The Duet of Brain and Music

Two new studies of music and the brain give us insights into the mind of the improvising musician, and the conformist leanings of teenagers.

It’s always fascinating to ask a jazz musician about the experience of improvising. During their spontaneous solos, these remarkable players are producing notes faster than their conscious minds can think of them, and many report their primary effort consists of staying out of their own way.

New brain-scan research, reported in the new issue of the journal NeuroImage, finds a scientific explanation for that quasi-mystical phenomenon.

Meanwhile, a separate study in that same journal examines the brains of teenagers as they listen to music and finds evidence of the strong pull adolescents feel to conform to the preferences of their peers.

For the improvisation study, researchers Aaron Berkowitz and Daniel Ansari studied the brains of 28 people as they improvised five-note melodies on a tiny keyboard. Thirteen were classically trained undergraduate pianists from the Dartmouth College music department. The other 15 were nonmusicians (though some had played instruments for up to three years in the past).

“The two groups showed significant differences in functional brain activity during improvisation,” the researchers report. “Specifically, musicians deactivated the right temporoparietal junction during melodic improvisation, while nonmusicians showed no change in activity in this region.”

This suggests trained musicians “are entering a different state of attentional focus than nonmusicians as soon as they engage in even the simple act of playing, and that this effect is particularly heightened during melodic improvisation,” Berkowitz and Ansari write.

In other words, they effectively blocked out mental distractions, “allowing for a more goal-directed performance state that aids in creative thought.”

That ability to intensely focus has a variety of obvious benefits. Indeed, this study could be used as further evidence of the value of maintaining music education in the schools.

Speaking of students, the second study used similar fMRI technology to study the conformist tendencies of adolescents. A research team led by Gregory Berns of the Emory University School of Medicine scanned the brains of 27 youngsters ranging in age from 12 to 17 as they listened to 15-second clips from relatively obscure contemporary pop songs.

During the first round, the adolescents were asked to rate each of the 60 songs on a five-point scale. In the second round, the musical excerpts were replayed, with one crucial difference: Two-thirds of the time, the song’s MySpace popularity ranking was flashed onto the computer screen as the music played. Having received this information, participants were asked to rate the song a second time.

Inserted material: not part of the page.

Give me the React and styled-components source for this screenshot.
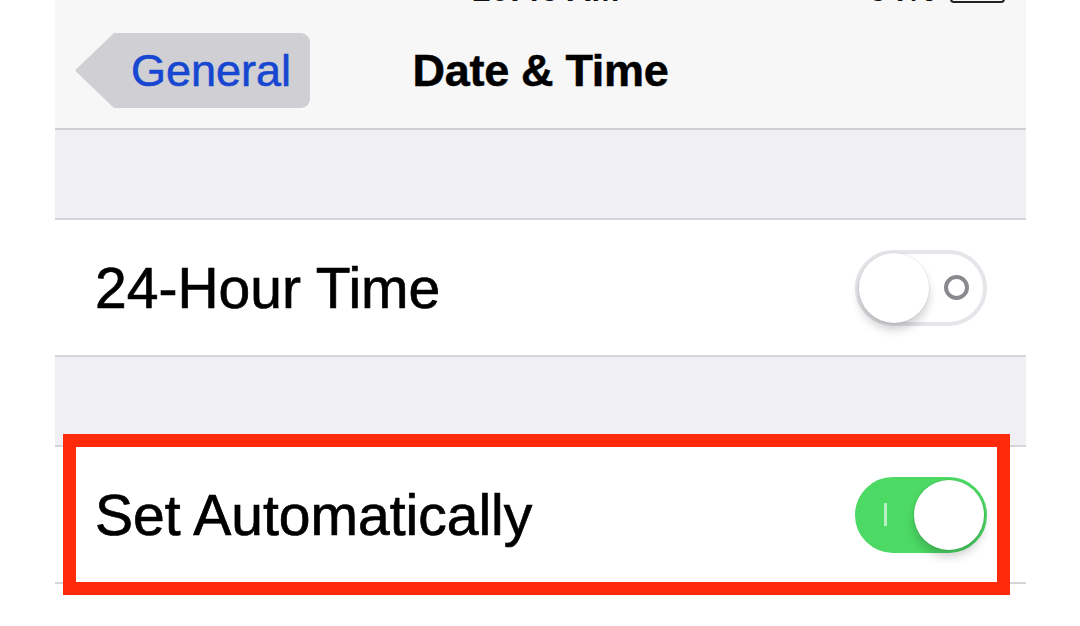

“Without popularity information displayed, participants changed their ratings on 11.6 percent of the trials,” the researchers report. “With popularity shown, they changed their ratings 21.9 percent of the time.”

Why would knowing other people’s opinions influence their own? “fMRI results showed a strong correlation between the participants’ rating and activity in the caudate nucleus, a region [of the brain] previously implicated in reward-driven actions,” according to the paper. “The tendency to change one’s evaluation of a song was positively correlated with activation in the anterior insula and anterior cingulate, two regions that are associated with psychological arousal and negative affective states.”

The researchers’ conclusion: “Our results suggest that a principal mechanism whereby popularity ratings affect consumer choice is through the anxiety generated by the mismatch between one’s own preferences and the others’. This mismatch anxiety motivates people to switch their choices in the direction of the consensus.”

So, if you’re told your peers all like a certain band, but its music doesn’t really speak to you, this creates anxiety — which can, and sometimes is, alleviated by deciding you like the group after all. Of course, we eventually outgrow this need to fit in and boldly follow our own paths. Don’t we?